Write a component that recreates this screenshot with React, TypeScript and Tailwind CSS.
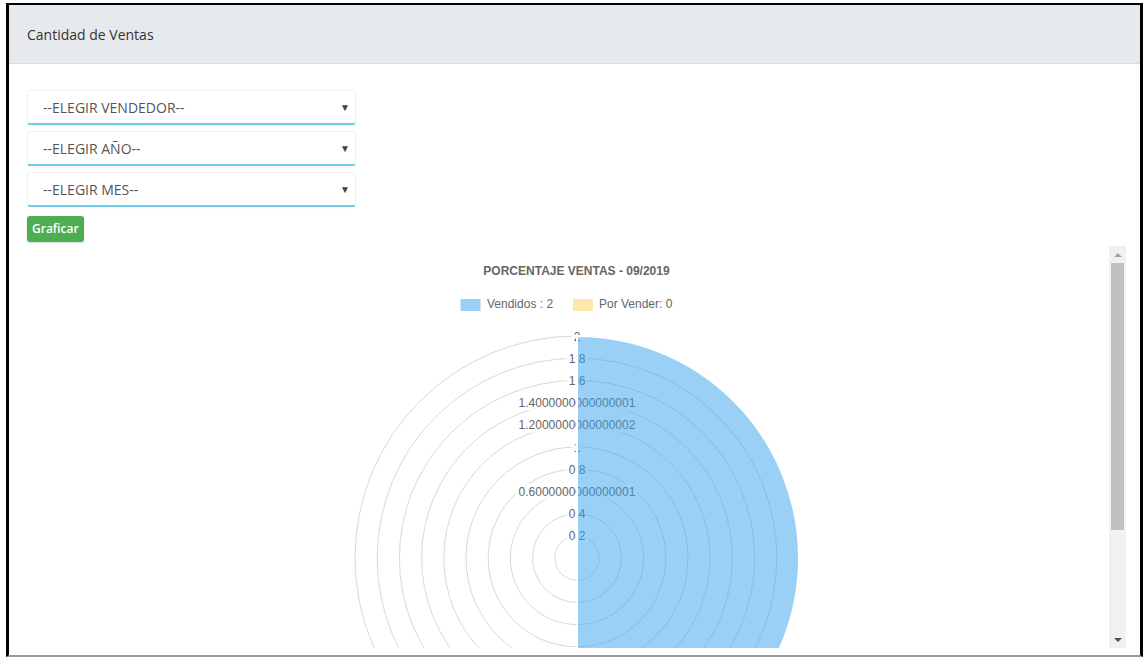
import React from 'react';

const SELECTS = ['--ELEGIR VENDEDOR--', '--ELEGIR AÑO--', '--ELEGIR MES--'];

const TICKS = [
  '0.2',
  '0.4',
  '0.6000000000000001',
  '0.8',
  '1',
  '1.2000000000000002',
  '1.4000000000000001',
  '1.6',
  '1.8',
  '2',
];

// polar chart geometry (px, relative to the chart svg)
const CX = 550;
const CY = 312;
const STEP = 22.2;
const R = STEP * 10;

function textWidth(s: string) {
  let w = 0;
  for (const ch of s) w += ch === '.' ? 3.34 : 6.67;
  return w;
}

function PolarChart() {
  return (
    <svg width={1082} height={402} className="block" style={{ fontFamily: '"Liberation Sans", Arial, sans-serif' }}>
      <text x={549.5} y={25} textAnchor="middle" dominantBaseline="central" fontSize={12} fontWeight={700} fill="#666">
        PORCENTAJE VENTAS - 09/2019
      </text>

      {/* legend */}
      <rect x={433.5} y={53} width={20} height={12} fill="rgba(54,162,235,0.5)" />
      <text x={460} y={58} dominantBaseline="central" fontSize={12} fill="#666">
        Vendidos : 2
      </text>
      <rect x={546} y={53} width={20} height={12} fill="rgba(255,206,86,0.5)" />
      <text x={572} y={58} dominantBaseline="central" fontSize={12} fill="#666">
        Por Vender: 0
      </text>

      {/* radial grid */}
      {TICKS.map((_, i) => (
        <circle key={i} cx={CX} cy={CY} r={STEP * (i + 1)} fill="none" stroke="#d8d8d8" strokeWidth={1} />
      ))}

      {/* tick labels with backdrop */}
      {TICKS.map((t, i) => {
        const w = textWidth(t);
        const y = CY - STEP * (i + 1);
        return (
          <g key={t}>
            <rect x={CX - w / 2 - 2} y={y - 8} width={w + 4} height={16} fill="rgba(255,255,255,0.75)" />
            <text x={CX} y={y + 0.5} textAnchor="middle" dominantBaseline="central" fontSize={12} fill="#666">
              {t}
            </text>
          </g>
        );
      })}

      {/* Vendidos segment: right half */}
      <path
        d={`M ${CX} ${CY} L ${CX} ${CY - R} A ${R} ${R} 0 0 1 ${CX} ${CY + R} Z`}
        fill="rgba(54,162,235,0.5)"
        stroke="#fff"
        strokeWidth={2}
      />
    </svg>
  );
}

function Scrollbar() {
  return (
    <div className="w-[17px] h-full bg-[#f1f1f1] flex flex-col items-center shrink-0">
      <div className="h-[17px] w-full flex items-center justify-center">
        <div className="w-0 h-0 border-l-[4px] border-r-[4px] border-b-[4px] border-l-transparent border-r-transparent border-b-[#a3a3a3]" />
      </div>
      <div className="w-[13px] h-[267px] bg-[#c1c1c1]" />
      <div className="flex-1" />
      <div className="h-[17px] w-full flex items-center justify-center">
        <div className="w-0 h-0 border-l-[4px] border-r-[4px] border-t-[4px] border-l-transparent border-r-transparent border-t-[#505050]" />
      </div>
    </div>
  );
}

export default function App() {
  return (
    <div className="w-[1144px] h-[657px] bg-white pl-[6px] pt-[3px] pr-px overflow-hidden" style={{ fontFamily: '"Open Sans", sans-serif' }}>
      <div className="h-[654px] border-l-[3px] border-r-[3px] border-t-2 border-b-2 border-black border-b-[#9a9a9a] flex flex-col overflow-hidden">
        <div className="h-[59px] shrink-0 bg-[#e6eaed] border-b border-[#d9dde0] flex items-center px-[18px]">
          <span className="text-[14px] text-[#333]">Cantidad de Ventas</span>
        </div>

        <div className="flex-1 px-[18px] pt-[26px] flex flex-col min-h-0">
          <div className="w-[329px] flex flex-col gap-[6px]">
            {SELECTS.map((s) => (
              <div
                key={s}
                className="h-[35px] rounded-[3px] border border-[#f1f1f1] border-b-2 border-b-[#6fcbea] shadow-[0_1px_2px_rgba(0,0,0,0.04)] flex items-center justify-between pl-[15px] pr-[5px] bg-white"
              >
                <span className="text-[14px] text-[#555]">{s}</span>
                <span className="text-[10px] text-[#444] leading-none">▼</span>
              </div>
            ))}
          </div>

          <button className="mt-[9px] self-start h-[26px] px-[5px] rounded-[3px] bg-[#4cae50] text-white text-[12px] font-semibold shadow-[0_1px_2px_rgba(0,0,0,0.15)]">
            Graficar
          </button>

          <div className="mt-[4px] h-[402px] w-[1099px] flex overflow-hidden">
            <div className="flex-1 overflow-hidden">
              <PolarChart />
            </div>
            <Scrollbar />
          </div>
        </div>
      </div>
    </div>
  );
}
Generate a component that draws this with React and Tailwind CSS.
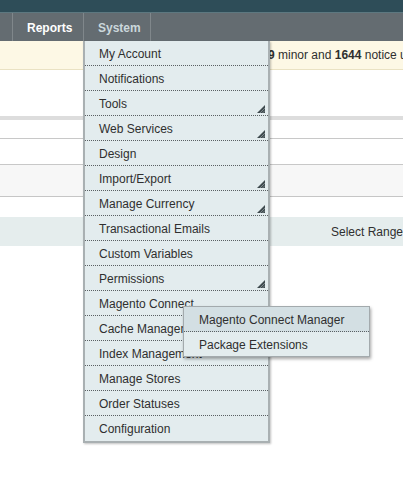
import React from 'react'

const items = [
  { label: 'My Account' },
  { label: 'Notifications' },
  { label: 'Tools', sub: true },
  { label: 'Web Services', sub: true },
  { label: 'Design' },
  { label: 'Import/Export', sub: true },
  { label: 'Manage Currency', sub: true },
  { label: 'Transactional Emails' },
  { label: 'Custom Variables' },
  { label: 'Permissions', sub: true },
  { label: 'Magento Connect', open: true },
  { label: 'Cache Management' },
  { label: 'Index Management' },
  { label: 'Manage Stores' },
  { label: 'Order Statuses' },
  { label: 'Configuration' },
]

function SubArrow() {
  return (
    <svg width="8" height="8" viewBox="0 0 8 8" className="absolute right-[3px] bottom-[2px]">
      <polygon points="8,0 8,8 0,8" fill="#3f4a4e" />
      <line x1="8" y1="3" x2="3" y2="8" stroke="#8a979b" strokeWidth="0.8" />
      <line x1="8" y1="5.5" x2="5.5" y2="8" stroke="#8a979b" strokeWidth="0.8" />
    </svg>
  )
}

function Flyout() {
  return (
    <div className="absolute left-[98px] top-[15px] w-[187px] bg-[#e3ecee] border border-[#a3aaad] shadow-[1px_2px_3px_rgba(0,0,0,0.35)] z-20">
      <div className="h-[25px] flex items-center pl-[15px] pt-[1px] bg-[#d3dfe3] border-b border-dotted border-[#5a6063]">
        Magento Connect Manager
      </div>
      <div className="h-[24px] flex items-center pl-[15px] pt-[1px]">Package Extensions</div>
    </div>
  )
}

function SystemMenu() {
  return (
    <div className="absolute left-[83px] top-0 w-[187px] bg-[#e3ecee] border-l-2 border-r-2 border-b-2 border-[#a9b0b2] shadow-[1px_1px_2px_rgba(0,0,0,0.25)] z-10">
      {items.map((it, i) => (
        <div
          key={it.label}
          className={`relative h-[25px] flex items-center pl-[14px] pt-[1px] whitespace-nowrap ${
            i < items.length - 1 ? 'border-b border-dotted border-[#5a6063]' : ''
          }`}
        >
          {it.label}
          {it.sub && <SubArrow />}
          {it.open && <Flyout />}
        </div>
      ))}
    </div>
  )
}

export default function App() {
  return (
    <div className="w-[403px] h-[483px] overflow-hidden bg-white text-[12px] text-[#2f2f2f] font-['Liberation_Sans',Arial,sans-serif]">
      {/* header */}
      <div className="h-[12px] bg-[#2e4d58]" />
      <div className="h-[1px] bg-[#5d7880]" />
      <div className="h-[28px] bg-[#646c71] flex font-bold">
        <div className="w-[12px]" />
        <div className="w-[71px] border-l border-[#80878b] flex items-center pl-[14px] pt-[1px] text-white">Reports</div>
        <div className="w-[68px] border-l border-r border-[#80878b] flex items-center pl-[14px] pt-[1px] text-[#cbd7db]">System</div>
      </div>

      {/* content */}
      <div className="relative">
        <div className="h-[29px] bg-[#fdf8e5] border-b border-[#eae2c3] flex items-center pl-[268px] whitespace-nowrap overflow-hidden">
          <span><b>9</b> minor and <b>1644</b> notice unread message(s)</span>
        </div>
        <div className="h-[46px]" />
        <div className="h-[4px] bg-[#dddddd]" />
        <div className="h-[19px] border-b border-[#c8c8c8]" />
        <div className="h-[26px] border-b border-[#c8c8c8]" />
        <div className="h-[32px] bg-[#f7f7f7] border-b border-[#c6c6c6]" />
        <div className="h-[20px]" />
        <div className="h-[29px] bg-[#e5eded] flex items-center pl-[331px] whitespace-nowrap">Select Range</div>

        <SystemMenu />
      </div>
    </div>
  )
}
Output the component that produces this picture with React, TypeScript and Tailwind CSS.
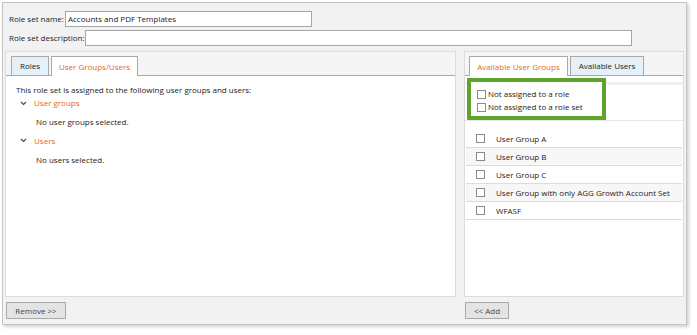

··········

## Stated exercise
All lines of the data above that include the word "TypeScript" must be shown.

## Exercise answer
Write a component that recreates this screenshot with React, TypeScript and Tailwind CSS.
Output the component that produces this picture with React, TypeScript and Tailwind CSS.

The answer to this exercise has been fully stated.